Pernikahan adalah idaman setiap orang karena dengan pernikahan, akan terbentuk keluarga baru, melahirkan anak-anak sebagai generasi penerus dan juga akan terbentuk adanya harta bersama yang menjadi milik keluarga tersebut. Tentu akan sangat mustahil suatu keluarga bisa bertahan apabila tanda didukung dengan harta, meskipun mengenai jumlah harta yang dimiliki oleh masing-masing keluarga bersifat relatif, tidak ada ketentuan bahwa keluarga dengan harta yang banyak pasti akan menjadi keluaarga yang bahagia.
      Namun setidaknya,keberadaan suatu keluarga pasti akan didukung dengan keberadaan harta milik keluarga tersebut, yang bisa berasal dari harta bawaan yaitu harta yang berasal dari masing-masing orang yang akan menikah atau harta yang diperoleh selama pernikahan.
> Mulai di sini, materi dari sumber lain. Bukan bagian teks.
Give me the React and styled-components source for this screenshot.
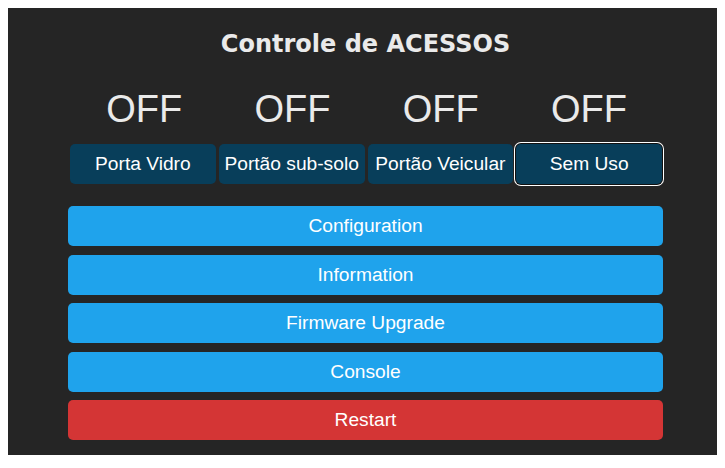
import React from "react";
import styled, { createGlobalStyle } from "styled-components";

// === STYLES ===

const GlobalStyle = createGlobalStyle`
  body {
    margin: 8px;
    background: #ffffff;
    font-family: "DejaVu Sans", Verdana, sans-serif;
  }
`;

const Panel = styled.div`
  background: #252525;
  color: #eaeaea;
  padding: 22px 53px 15px 60px;
  box-sizing: border-box;
`;

const Content = styled.div`
  width: 595px;
`;

const Title = styled.h2`
  margin: 0;
  font-size: 24px;
  font-weight: bold;
  line-height: 28px;
  text-align: center;
  color: #eaeaea;
`;

const StateRow = styled.div`
  display: grid;
  grid-template-columns: repeat(4, 1fr);
  margin-top: 29px;
  padding-left: 2px;
`;

const State = styled.div`
  font-family: "Liberation Sans", Arial, sans-serif;
  font-size: 38px;
  line-height: 44px;
  text-align: center;
  color: #eaeaea;
`;

const ToggleRow = styled.div`
  display: grid;
  grid-template-columns: repeat(4, 1fr);
  gap: 3px;
  margin: 13px 1px 0 2px;
`;

const Toggle = styled.button`
  height: 40px;
  border: 0;
  border-radius: 5px;
  background: #083e5a;
  color: #ffffff;
  font-family: "Liberation Sans", Arial, sans-serif;
  font-size: 19.2px;
  padding: 0;
  white-space: nowrap;
  cursor: pointer;
  box-shadow: ${(p) => (p.$focused ? "0 0 0 1px #111, 0 0 0 2px #ffffff" : "none")};
`;

const Menu = styled.div`
  display: flex;
  flex-direction: column;
  gap: 8.5px;
  margin-top: 22px;
`;

const MenuButton = styled.button`
  width: 100%;
  height: 40px;
  border: 0;
  border-radius: 5px;
  background: ${(p) => (p.$danger ? "#d43535" : "#1fa3ec")};
  color: #ffffff;
  font-family: "Liberation Sans", Arial, sans-serif;
  font-size: 19.2px;
  padding: 0;
  cursor: pointer;
`;

const states = ["OFF", "OFF", "OFF", "OFF"];
const toggles = ["Porta Vidro", "Portão sub-solo", "Portão Veicular", "Sem Uso"];
const menu = ["Configuration", "Information", "Firmware Upgrade", "Console"];

const App = () => {
  return (
    <>
      <GlobalStyle />
      <Panel>
        <Content>
          <Title>Controle de ACESSOS</Title>

          <StateRow>
            {states.map((s, i) => (
              <State key={i}>{s}</State>
            ))}
          </StateRow>

          <ToggleRow>
            {toggles.map((t, i) => (
              <Toggle key={t} $focused={i === 3}>
                {t}
              </Toggle>
            ))}
          </ToggleRow>

          <Menu>
            {menu.map((m) => (
              <MenuButton key={m}>{m}</MenuButton>
            ))}
            <MenuButton $danger>Restart</MenuButton>
          </Menu>
        </Content>
      </Panel>
    </>
  );
};

export default App;
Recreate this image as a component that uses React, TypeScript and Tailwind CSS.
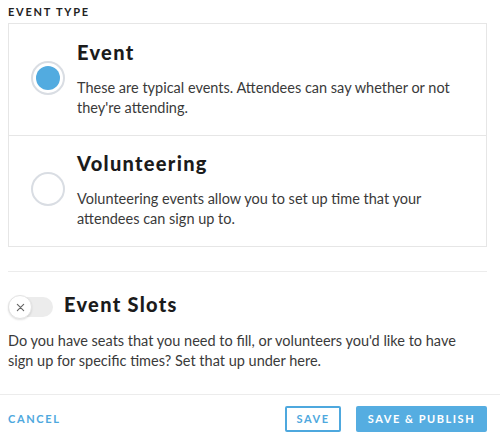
import { useState } from 'react'

type Option = {
  id: string
  title: string
  description: string
}

const options: Option[] = [
  {
    id: 'event',
    title: 'Event',
    description: "These are typical events. Attendees can say whether or not they're attending.",
  },
  {
    id: 'volunteering',
    title: 'Volunteering',
    description: 'Volunteering events allow you to set up time that your attendees can sign up to.',
  },
]

function Radio({ checked }: { checked: boolean }) {
  return (
    <div className="w-[34px] h-[34px] shrink-0 rounded-full border-2 border-[#d9dde3] bg-white flex items-center justify-center">
      {checked && <div className="w-[24px] h-[24px] rounded-full bg-[#52abe0]"></div>}
    </div>
  )
}

export default function App() {
  const [type, setType] = useState('event')
  const [slots, setSlots] = useState(false)

  return (
    <div className="w-[500px] h-[443px] bg-white flex flex-col font-['Lato','Open_Sans',sans-serif] text-[#333]">
      <div className="pl-2 pr-[13px] flex-1">
        {/* Event type */}
        <div className="h-[23px] pt-[5px] text-[11px] leading-[13px] font-bold tracking-[0.16em] text-[#222]">
          EVENT TYPE
        </div>
        <div className="border border-[#e6e6e6]">
          {options.map((opt, i) => (
            <button
              key={opt.id}
              onClick={() => setType(opt.id)}
              className={`w-full flex items-center text-left pl-[22px] pr-4 ${
                i > 0 ? 'border-t border-[#e6e6e6] pt-[13px] pb-[17px]' : 'pt-[14px] pb-[17px]'
              }`}
            >
              <Radio checked={type === opt.id} />
              <div className="ml-3">
                <h3 className="text-[20px] leading-[28px] font-black tracking-[0.065em] text-[#1b1b1b]">{opt.title}</h3>
                <p className="mt-3 text-[14.5px] leading-[20px] text-[#3a3a3a]">{opt.description}</p>
              </div>
            </button>
          ))}
        </div>

        <div className="mt-[24px] border-t border-[#ececec]"></div>

        {/* Event slots */}
        <div className="mt-[18px] flex items-center">
          <button
            onClick={() => setSlots(!slots)}
            className="relative w-[45px] h-[20px] mt-[6px] rounded-full bg-[#ececec] shrink-0"
          >
            <span className="absolute left-0 top-[-2px] w-[24px] h-[24px] rounded-full bg-white border border-[#e3e3e3] shadow-[0_1px_2px_rgba(0,0,0,0.12)] flex items-center justify-center text-[#666]">
              <svg width="9" height="9" viewBox="0 0 10 10" fill="none" stroke="currentColor" strokeWidth="1.3" strokeLinecap="round">
                <path d="M1.5 1.5l7 7M8.5 1.5l-7 7" />
              </svg>
            </span>
          </button>
          <h3 className="ml-[11px] text-[20px] leading-[28px] font-black tracking-[0.065em] text-[#1b1b1b]">Event Slots</h3>
        </div>
        <p className="mt-[13px] pr-[12px] text-[14.5px] leading-[20px] text-[#3a3a3a]">
          Do you have seats that you need to fill, or volunteers you'd like to have sign up for specific times? Set
          that up under here.
        </p>
      </div>

      {/* Footer */}
      <div className="border-t border-[#ececec] h-[49px] flex items-center pl-2 pr-[13px]">
        <button className="text-[11px] font-bold tracking-[0.15em] text-[#4ea8de]">CANCEL</button>
        <div className="ml-auto flex items-center gap-[15px]">
          <button className="h-[26px] w-[56px] border-2 border-[#4ea8de] rounded-[2px] text-[11px] font-bold tracking-[0.14em] text-[#4ea8de] flex items-center justify-center">
            SAVE
          </button>
          <button className="h-[26px] w-[131px] bg-[#55ade1] rounded-[2px] text-[11px] font-bold tracking-[0.14em] text-white flex items-center justify-center">
            SAVE &amp; PUBLISH
          </button>
        </div>
      </div>
    </div>
  )
}
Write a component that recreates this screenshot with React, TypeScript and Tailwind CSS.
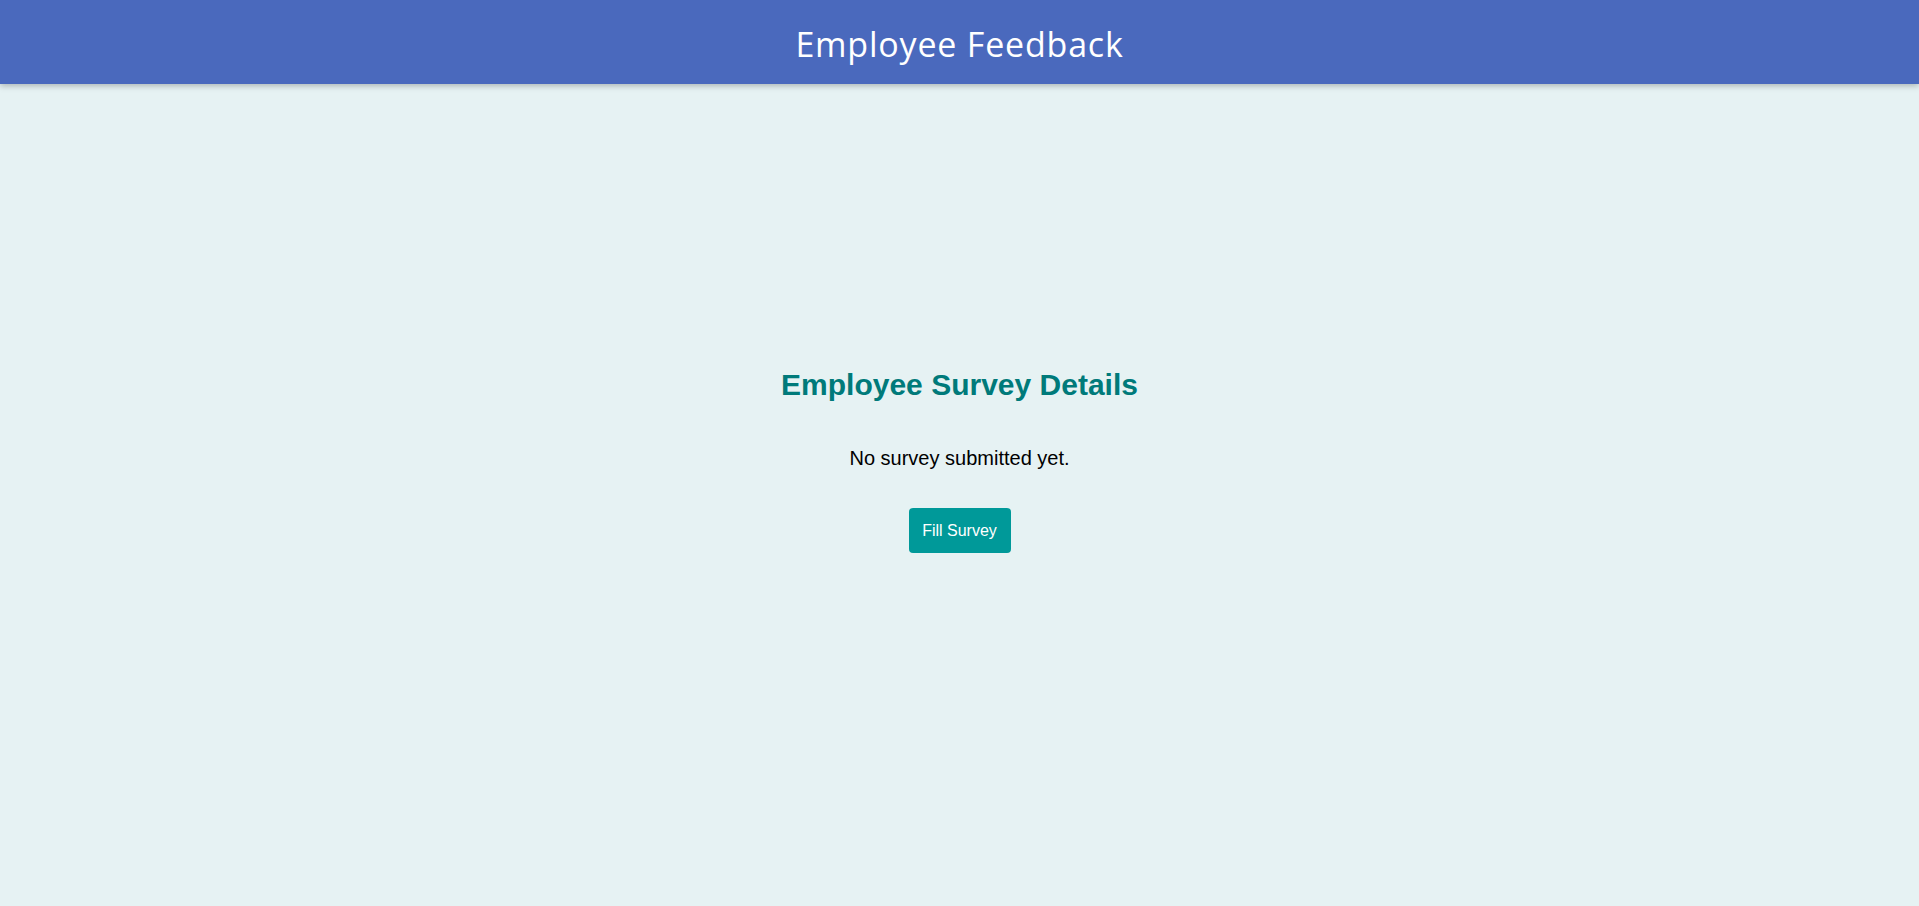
export default function App() {
  return (
    <div className="min-h-screen bg-[#e6f2f3] font-['Liberation_Sans',Arial,sans-serif]">
      <header className="h-[84px] bg-[#4a69bd] flex items-center justify-center pt-[4px] shadow-[0_2px_6px_rgba(0,0,0,0.25)]">
        <h1 className="text-white text-[34px] font-['Open_Sans',sans-serif] tracking-[0.8px]">Employee Feedback</h1>
      </header>
      <main className="flex flex-col items-center pt-[284px]">
        <h2 className="text-[#007a7a] text-[30px] font-bold leading-[34px]">Employee Survey Details</h2>
        <p className="mt-[44px] text-black text-[20px] leading-[24px]">No survey submitted yet.</p>
        <button className="mt-[38px] w-[102px] h-[45px] bg-[#009999] text-white text-[16px] rounded-[4px]">Fill Survey</button>
      </main>
    </div>
  );
}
Harta yang diperoleh selama pernikahan ini yang disebut dengan istilah HARTA BERSAMA.
Dalam Pasal 35 UU Nomor 1 Tahun 1974 tentang Perkawinan dikenal harta bersama. Dalam pasal tersebut, harta dalam perkawinan (rumah tangga) dibedakan menjadi:
- Harta yang diperoleh selama perkawinan yang menjadi "harta bersama"; dan
- Harta bawaan masing-masing suami istri, baik harta tersebut diperoleh sebelum menikah atau dalam pernikahan yang diperoleh masing-masing sebagai harta pribadi, contohnya, hadiah atau warisan. Harta pribadi sepenuhnya berada di bawah penguasaan masing-masing sepanjang para pihak tidak menentukan lain.
Kemudian, pertanyaannya, apakah dalam Hukum Islam sebagaimana diatur dalam Kompilasi Hukum Islam (KHI) juga dikenal dengan Harta Bersama? Di dalam Pasal 85 -- Pasal 97 Kompilasi Hukum Islam (KHI), disebut bahwa harta perkawinan dapat dibagi atas:
- Harta bawaan suami, yaitu harta yang dibawa suami sejak sebelum perkawinan;
- Harta bawaan istri, yaitu harta yang dibawanya sejak sebelum perkawinan;
- Harta bersama suami istri, yaitu harta benda yang diperoleh selama perkawinan yang menjadi harta bersama suami istri;
- Harta hasil dari hadiah, hibah, waris, dan shadaqah suami, yaitu harta yang diperolehnya sebagai hadiah atau warisan;
- Harta hasil hadiah, hibah, waris, dan shadaqah istri, yaitu harta yang diperolehnya sebagai hadiah atau warisan.
T. M. Hasbi Ash Shiddiqie dalam buku Pedoman Rumah Tangga (hal. 9), berpendapat bahwa dengan perkawinan, menjadikan sang istri syirkatur rojuli filhayati (kongsi sekutu seorang suami dalam melayani bahtera hidup), maka antara suami istri dapat terjadi syarikah abadan (perkongsian tidak terbatas).
Itulah sebabnya di Pengadilan Agama ketika ada orang Islam bercerai dan mempersoalkan harta yang diperoleh selama perkawinan, maka akan dipertimbangkan harta dalam perkawinan sebagaimana ketentuan Pasal 35 UU Perkawinan dan Pasal 85 -- Pasal 97 KHI.
Kompilasi Hukum Islam (KHI) memandang bahwa dengan adanya aqd perkawinan, terjadilah syirkah baik dalam harta dan lain-lain, sehingga apabila terjadi perceraian baik cerai hidup atau mati, masing-masing mendapatkan sebagian dari harta bersama sedangkan pembagian harta bersama ini dalam KHI bukan sesuatu yang mutlak, karena pada prinsipnya filosaofi dalam pembagian harta bersama adalah nilai yang dapat dicapai dengan musyawarah yang didasari prinsip perlindungan hukum, keimanan, keadilan, keseimbangan, musyawarah dan kasih sayang.
Jadi kesimpulannya, berkaitan dengan harta bersama ini, maka pembagiannya ketika terjadi perceraian baik cerai hidup atau mati adalah :
- Untuk Hukum Perdata Barat, harta bersama dibagi rata yaitu masing-masing menerima 50%;
- Dalam Kompilasi Hukum Islam, meski mengakui adanya harta bersama namun pembagiannya tidak mutlak harus dibagi rata namun bisa bersadarkan musyawarah ataupun berdasarkan kepentingan yang lain misalnya kepentingan pendidikan anak.